**Dataset content**.
- - -

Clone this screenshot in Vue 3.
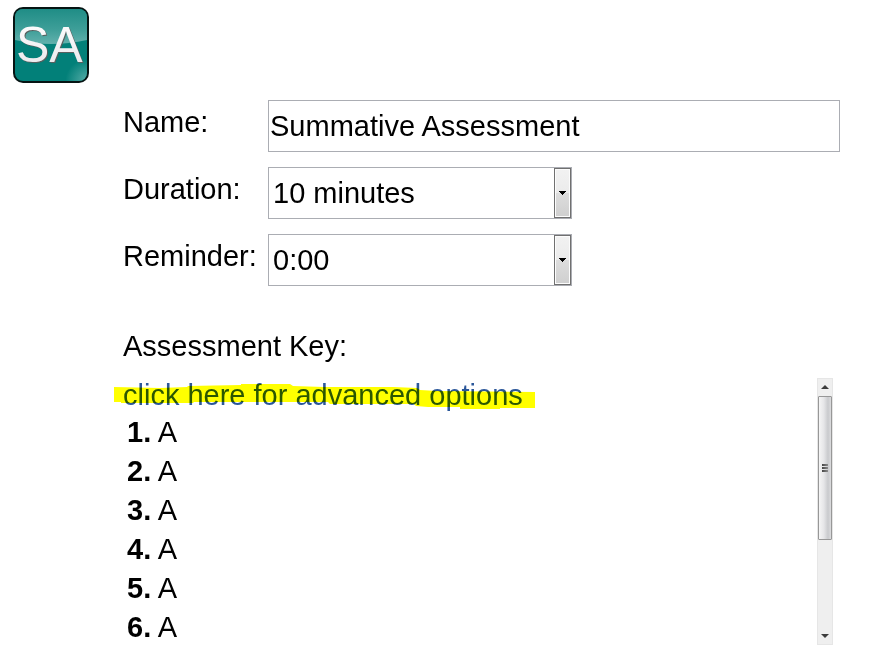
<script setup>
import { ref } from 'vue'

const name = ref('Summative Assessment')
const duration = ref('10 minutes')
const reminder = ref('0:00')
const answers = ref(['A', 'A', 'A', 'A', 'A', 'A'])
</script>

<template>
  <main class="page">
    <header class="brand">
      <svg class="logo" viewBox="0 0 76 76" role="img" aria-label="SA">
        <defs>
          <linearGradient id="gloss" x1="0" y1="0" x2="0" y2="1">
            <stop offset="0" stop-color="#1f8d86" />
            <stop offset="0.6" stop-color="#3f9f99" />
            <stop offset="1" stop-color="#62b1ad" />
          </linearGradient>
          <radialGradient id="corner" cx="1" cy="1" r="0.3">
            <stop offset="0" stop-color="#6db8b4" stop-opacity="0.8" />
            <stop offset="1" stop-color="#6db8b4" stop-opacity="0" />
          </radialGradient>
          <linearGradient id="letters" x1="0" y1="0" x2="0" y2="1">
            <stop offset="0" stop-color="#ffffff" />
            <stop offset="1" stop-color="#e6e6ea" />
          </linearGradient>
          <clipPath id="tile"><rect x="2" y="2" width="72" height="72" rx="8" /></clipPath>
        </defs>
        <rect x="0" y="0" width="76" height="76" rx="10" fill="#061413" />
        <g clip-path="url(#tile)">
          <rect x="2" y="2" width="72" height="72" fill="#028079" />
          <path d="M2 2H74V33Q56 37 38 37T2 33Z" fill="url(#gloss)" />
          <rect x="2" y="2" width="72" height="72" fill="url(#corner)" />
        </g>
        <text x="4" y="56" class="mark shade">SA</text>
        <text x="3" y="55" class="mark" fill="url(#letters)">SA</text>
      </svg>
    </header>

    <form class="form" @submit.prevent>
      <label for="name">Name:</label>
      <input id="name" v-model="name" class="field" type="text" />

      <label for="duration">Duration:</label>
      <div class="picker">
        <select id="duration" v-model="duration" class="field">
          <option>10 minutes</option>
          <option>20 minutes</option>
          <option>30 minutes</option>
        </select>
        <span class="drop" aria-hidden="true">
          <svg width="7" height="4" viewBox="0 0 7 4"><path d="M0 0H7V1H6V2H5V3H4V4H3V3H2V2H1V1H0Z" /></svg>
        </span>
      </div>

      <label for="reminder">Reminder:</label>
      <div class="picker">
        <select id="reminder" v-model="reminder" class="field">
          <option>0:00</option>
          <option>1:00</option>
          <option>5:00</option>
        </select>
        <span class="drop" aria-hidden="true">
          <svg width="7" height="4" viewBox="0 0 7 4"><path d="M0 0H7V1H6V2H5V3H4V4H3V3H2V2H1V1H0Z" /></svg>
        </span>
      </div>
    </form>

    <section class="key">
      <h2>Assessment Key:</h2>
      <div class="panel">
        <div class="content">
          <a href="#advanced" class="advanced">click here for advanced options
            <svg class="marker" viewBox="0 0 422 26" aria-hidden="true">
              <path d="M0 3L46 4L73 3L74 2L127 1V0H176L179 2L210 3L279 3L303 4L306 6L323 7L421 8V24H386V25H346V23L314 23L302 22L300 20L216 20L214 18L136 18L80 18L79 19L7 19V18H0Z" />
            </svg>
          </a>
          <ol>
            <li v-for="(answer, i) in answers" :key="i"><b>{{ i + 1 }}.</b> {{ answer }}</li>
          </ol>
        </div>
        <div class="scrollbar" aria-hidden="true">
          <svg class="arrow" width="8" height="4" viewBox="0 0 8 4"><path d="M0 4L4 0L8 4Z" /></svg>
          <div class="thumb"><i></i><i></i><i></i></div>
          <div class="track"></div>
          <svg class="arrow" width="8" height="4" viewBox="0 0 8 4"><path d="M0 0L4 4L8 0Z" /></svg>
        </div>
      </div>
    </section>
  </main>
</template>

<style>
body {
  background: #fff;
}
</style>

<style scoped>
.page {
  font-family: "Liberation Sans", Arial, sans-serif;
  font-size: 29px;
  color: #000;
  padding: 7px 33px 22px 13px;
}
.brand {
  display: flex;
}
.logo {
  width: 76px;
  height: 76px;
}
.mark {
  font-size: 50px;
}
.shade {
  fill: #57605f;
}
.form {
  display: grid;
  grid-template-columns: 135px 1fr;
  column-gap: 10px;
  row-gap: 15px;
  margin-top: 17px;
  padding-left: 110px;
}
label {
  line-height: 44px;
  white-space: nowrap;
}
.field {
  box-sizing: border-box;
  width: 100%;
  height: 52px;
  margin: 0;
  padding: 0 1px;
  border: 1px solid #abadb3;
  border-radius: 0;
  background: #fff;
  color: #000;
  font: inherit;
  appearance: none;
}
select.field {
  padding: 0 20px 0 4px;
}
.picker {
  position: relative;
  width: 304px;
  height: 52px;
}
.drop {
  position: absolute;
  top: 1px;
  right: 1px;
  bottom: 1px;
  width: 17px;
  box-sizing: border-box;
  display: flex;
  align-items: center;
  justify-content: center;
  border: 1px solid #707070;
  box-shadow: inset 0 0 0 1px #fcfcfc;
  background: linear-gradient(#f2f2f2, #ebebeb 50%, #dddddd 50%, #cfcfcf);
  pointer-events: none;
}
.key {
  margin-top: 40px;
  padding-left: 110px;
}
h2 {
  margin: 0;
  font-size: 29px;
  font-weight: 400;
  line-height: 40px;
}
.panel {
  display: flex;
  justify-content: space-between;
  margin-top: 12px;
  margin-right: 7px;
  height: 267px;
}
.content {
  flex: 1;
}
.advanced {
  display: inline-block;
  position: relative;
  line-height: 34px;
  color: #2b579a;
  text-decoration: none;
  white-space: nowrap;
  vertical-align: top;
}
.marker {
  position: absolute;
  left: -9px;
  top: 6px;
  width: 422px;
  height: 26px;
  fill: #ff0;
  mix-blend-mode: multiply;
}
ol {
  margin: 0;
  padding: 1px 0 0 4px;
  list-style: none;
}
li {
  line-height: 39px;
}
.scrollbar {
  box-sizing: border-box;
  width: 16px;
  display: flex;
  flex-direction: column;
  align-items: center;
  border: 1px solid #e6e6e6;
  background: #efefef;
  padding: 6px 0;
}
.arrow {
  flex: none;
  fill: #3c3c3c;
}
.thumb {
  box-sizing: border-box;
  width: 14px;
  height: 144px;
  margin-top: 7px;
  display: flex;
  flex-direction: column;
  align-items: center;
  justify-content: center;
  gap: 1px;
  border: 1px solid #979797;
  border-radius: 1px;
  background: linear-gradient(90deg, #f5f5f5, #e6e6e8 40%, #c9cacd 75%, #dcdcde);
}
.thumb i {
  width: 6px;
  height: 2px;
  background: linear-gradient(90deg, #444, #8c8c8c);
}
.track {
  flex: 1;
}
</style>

- - -

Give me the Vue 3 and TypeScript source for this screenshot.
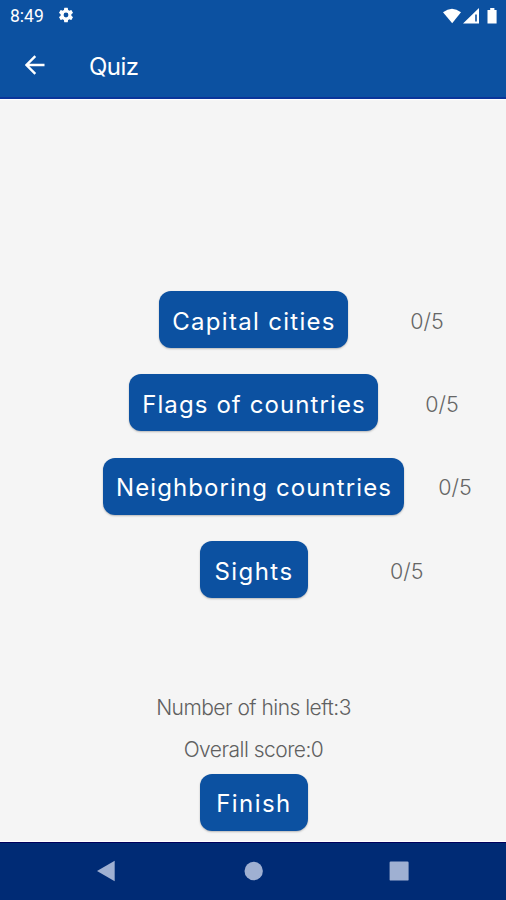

- - -

Among the lines of the material, find those that hold the word "this" and copy them.

Clone this screenshot in Vue 3.
Give me the Vue 3 and TypeScript source for this screenshot.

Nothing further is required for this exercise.